→ **Exercise description**
Copy out the records in full, word for word, without pictures.

##########

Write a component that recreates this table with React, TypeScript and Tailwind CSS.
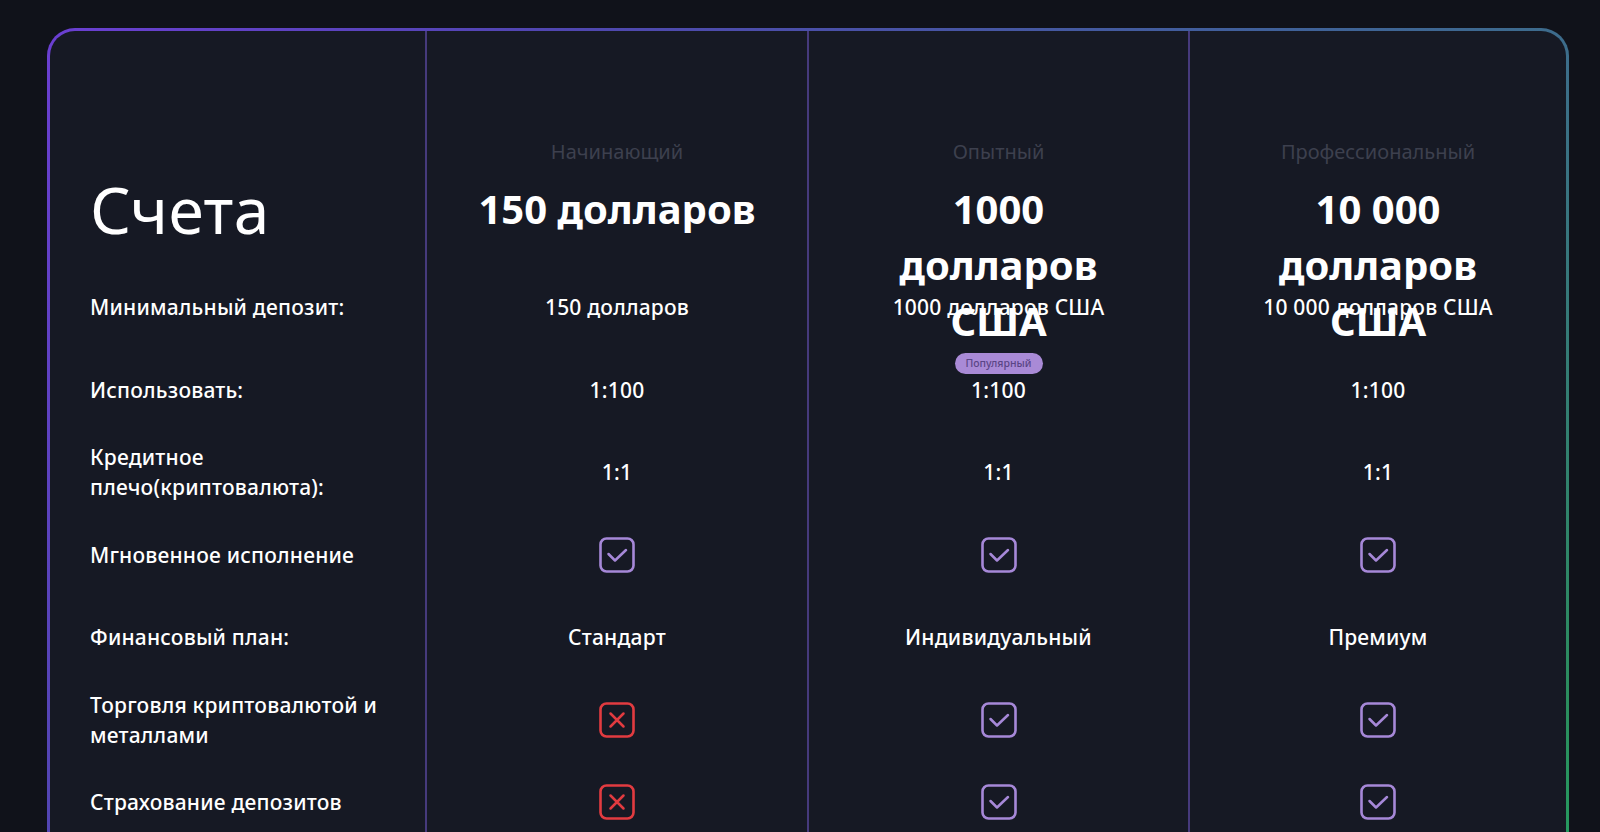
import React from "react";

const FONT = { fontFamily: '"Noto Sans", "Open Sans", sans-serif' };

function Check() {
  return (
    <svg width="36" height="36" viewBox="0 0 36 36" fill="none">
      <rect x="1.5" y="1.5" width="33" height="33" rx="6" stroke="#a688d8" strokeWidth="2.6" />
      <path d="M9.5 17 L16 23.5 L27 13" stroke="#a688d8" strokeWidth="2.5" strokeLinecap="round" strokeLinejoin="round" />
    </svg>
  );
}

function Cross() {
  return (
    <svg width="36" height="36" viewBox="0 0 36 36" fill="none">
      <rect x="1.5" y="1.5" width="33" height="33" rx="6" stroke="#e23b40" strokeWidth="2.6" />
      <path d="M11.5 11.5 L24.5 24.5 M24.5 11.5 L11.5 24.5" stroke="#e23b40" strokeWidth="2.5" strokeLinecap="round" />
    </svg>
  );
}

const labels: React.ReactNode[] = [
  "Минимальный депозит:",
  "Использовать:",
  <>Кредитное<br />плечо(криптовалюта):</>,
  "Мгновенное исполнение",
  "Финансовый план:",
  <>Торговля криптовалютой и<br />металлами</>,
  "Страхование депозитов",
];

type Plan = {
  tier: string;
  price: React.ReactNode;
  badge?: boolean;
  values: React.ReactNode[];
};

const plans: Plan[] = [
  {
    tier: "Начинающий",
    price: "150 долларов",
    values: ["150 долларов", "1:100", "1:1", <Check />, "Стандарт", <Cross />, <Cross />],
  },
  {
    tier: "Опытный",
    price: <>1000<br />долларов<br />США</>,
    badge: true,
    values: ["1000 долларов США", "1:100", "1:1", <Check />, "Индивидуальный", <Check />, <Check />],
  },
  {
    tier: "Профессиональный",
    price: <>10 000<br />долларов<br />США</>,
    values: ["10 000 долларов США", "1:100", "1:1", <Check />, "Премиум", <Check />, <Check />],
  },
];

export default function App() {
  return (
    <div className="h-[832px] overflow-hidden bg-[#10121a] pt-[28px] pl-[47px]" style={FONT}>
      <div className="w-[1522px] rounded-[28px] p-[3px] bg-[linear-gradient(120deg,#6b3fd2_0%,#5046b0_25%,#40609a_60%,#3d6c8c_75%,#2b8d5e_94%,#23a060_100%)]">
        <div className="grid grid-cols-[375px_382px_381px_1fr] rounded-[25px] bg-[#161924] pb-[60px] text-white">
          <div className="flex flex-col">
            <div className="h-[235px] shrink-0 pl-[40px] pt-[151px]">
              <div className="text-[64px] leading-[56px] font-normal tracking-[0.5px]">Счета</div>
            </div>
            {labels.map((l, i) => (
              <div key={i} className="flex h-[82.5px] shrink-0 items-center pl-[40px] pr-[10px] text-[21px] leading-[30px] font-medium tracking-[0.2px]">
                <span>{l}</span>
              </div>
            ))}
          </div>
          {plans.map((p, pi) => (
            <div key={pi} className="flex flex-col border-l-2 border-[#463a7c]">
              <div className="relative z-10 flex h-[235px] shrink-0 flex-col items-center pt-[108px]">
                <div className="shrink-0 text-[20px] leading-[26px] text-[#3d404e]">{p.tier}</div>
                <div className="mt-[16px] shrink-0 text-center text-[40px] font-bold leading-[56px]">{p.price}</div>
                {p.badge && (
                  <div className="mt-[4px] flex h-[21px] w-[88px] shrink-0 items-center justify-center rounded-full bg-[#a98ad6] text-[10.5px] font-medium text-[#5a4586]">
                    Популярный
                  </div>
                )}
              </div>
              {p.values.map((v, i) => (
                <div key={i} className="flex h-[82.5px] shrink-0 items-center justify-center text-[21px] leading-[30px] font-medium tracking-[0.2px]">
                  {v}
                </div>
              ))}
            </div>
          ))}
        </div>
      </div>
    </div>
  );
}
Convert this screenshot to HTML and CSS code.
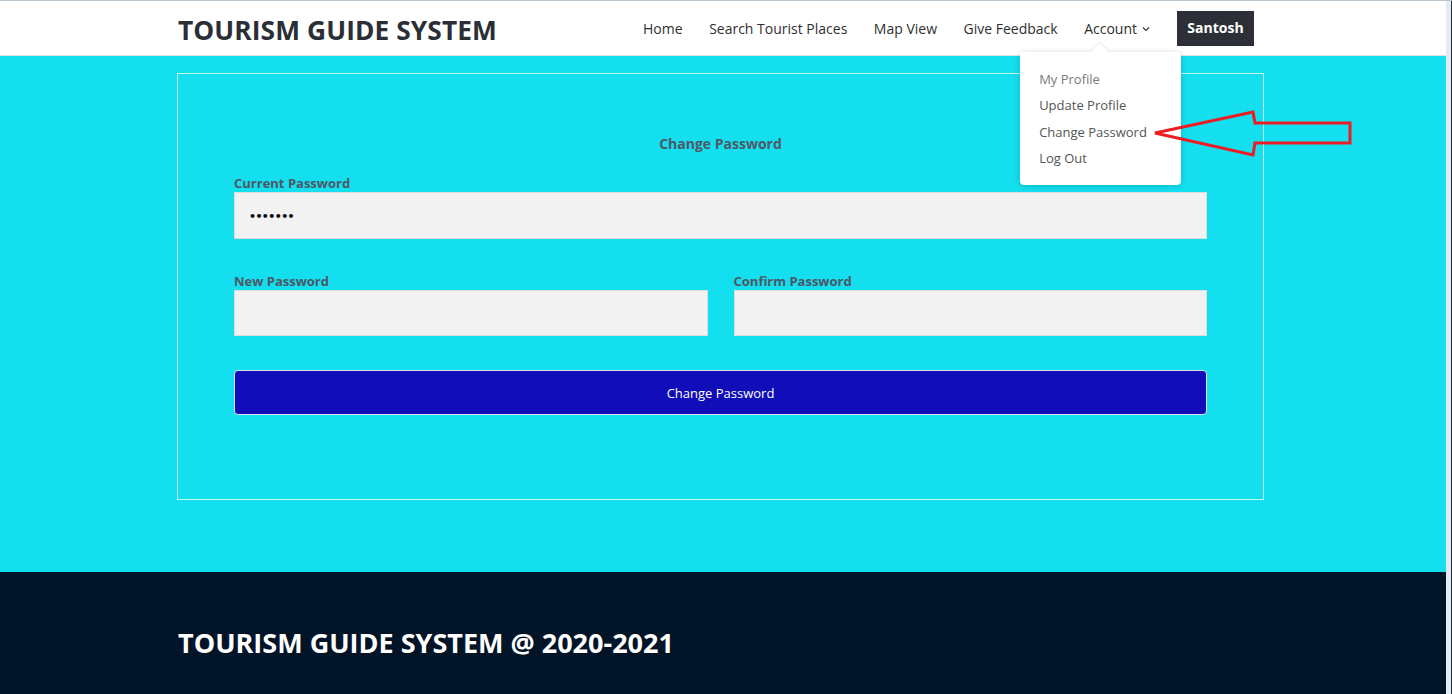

##########

→ **Response**
Write a component that recreates this table with React, TypeScript and Tailwind CSS.
import React from "react";

const FONT = { fontFamily: '"Noto Sans", "Open Sans", sans-serif' };

function Check() {
  return (
    <svg width="36" height="36" viewBox="0 0 36 36" fill="none">
      <rect x="1.5" y="1.5" width="33" height="33" rx="6" stroke="#a688d8" strokeWidth="2.6" />
      <path d="M9.5 17 L16 23.5 L27 13" stroke="#a688d8" strokeWidth="2.5" strokeLinecap="round" strokeLinejoin="round" />
    </svg>
  );
}

function Cross() {
  return (
    <svg width="36" height="36" viewBox="0 0 36 36" fill="none">
      <rect x="1.5" y="1.5" width="33" height="33" rx="6" stroke="#e23b40" strokeWidth="2.6" />
      <path d="M11.5 11.5 L24.5 24.5 M24.5 11.5 L11.5 24.5" stroke="#e23b40" strokeWidth="2.5" strokeLinecap="round" />
    </svg>
  );
}

const labels: React.ReactNode[] = [
  "Минимальный депозит:",
  "Использовать:",
  <>Кредитное<br />плечо(криптовалюта):</>,
  "Мгновенное исполнение",
  "Финансовый план:",
  <>Торговля криптовалютой и<br />металлами</>,
  "Страхование депозитов",
];

type Plan = {
  tier: string;
  price: React.ReactNode;
  badge?: boolean;
  values: React.ReactNode[];
};

const plans: Plan[] = [
  {
    tier: "Начинающий",
    price: "150 долларов",
    values: ["150 долларов", "1:100", "1:1", <Check />, "Стандарт", <Cross />, <Cross />],
  },
  {
    tier: "Опытный",
    price: <>1000<br />долларов<br />США</>,
    badge: true,
    values: ["1000 долларов США", "1:100", "1:1", <Check />, "Индивидуальный", <Check />, <Check />],
  },
  {
    tier: "Профессиональный",
    price: <>10 000<br />долларов<br />США</>,
    values: ["10 000 долларов США", "1:100", "1:1", <Check />, "Премиум", <Check />, <Check />],
  },
];

export default function App() {
  return (
    <div className="h-[832px] overflow-hidden bg-[#10121a] pt-[28px] pl-[47px]" style={FONT}>
      <div className="w-[1522px] rounded-[28px] p-[3px] bg-[linear-gradient(120deg,#6b3fd2_0%,#5046b0_25%,#40609a_60%,#3d6c8c_75%,#2b8d5e_94%,#23a060_100%)]">
        <div className="grid grid-cols-[375px_382px_381px_1fr] rounded-[25px] bg-[#161924] pb-[60px] text-white">
          <div className="flex flex-col">
            <div className="h-[235px] shrink-0 pl-[40px] pt-[151px]">
              <div className="text-[64px] leading-[56px] font-normal tracking-[0.5px]">Счета</div>
            </div>
            {labels.map((l, i) => (
              <div key={i} className="flex h-[82.5px] shrink-0 items-center pl-[40px] pr-[10px] text-[21px] leading-[30px] font-medium tracking-[0.2px]">
                <span>{l}</span>
              </div>
            ))}
          </div>
          {plans.map((p, pi) => (
            <div key={pi} className="flex flex-col border-l-2 border-[#463a7c]">
              <div className="relative z-10 flex h-[235px] shrink-0 flex-col items-center pt-[108px]">
                <div className="shrink-0 text-[20px] leading-[26px] text-[#3d404e]">{p.tier}</div>
                <div className="mt-[16px] shrink-0 text-center text-[40px] font-bold leading-[56px]">{p.price}</div>
                {p.badge && (
                  <div className="mt-[4px] flex h-[21px] w-[88px] shrink-0 items-center justify-center rounded-full bg-[#a98ad6] text-[10.5px] font-medium text-[#5a4586]">
                    Популярный
                  </div>
                )}
              </div>
              {p.values.map((v, i) => (
                <div key={i} className="flex h-[82.5px] shrink-0 items-center justify-center text-[21px] leading-[30px] font-medium tracking-[0.2px]">
                  {v}
                </div>
              ))}
            </div>
          ))}
        </div>
      </div>
    </div>
  );
}
Convert this screenshot to HTML and CSS code.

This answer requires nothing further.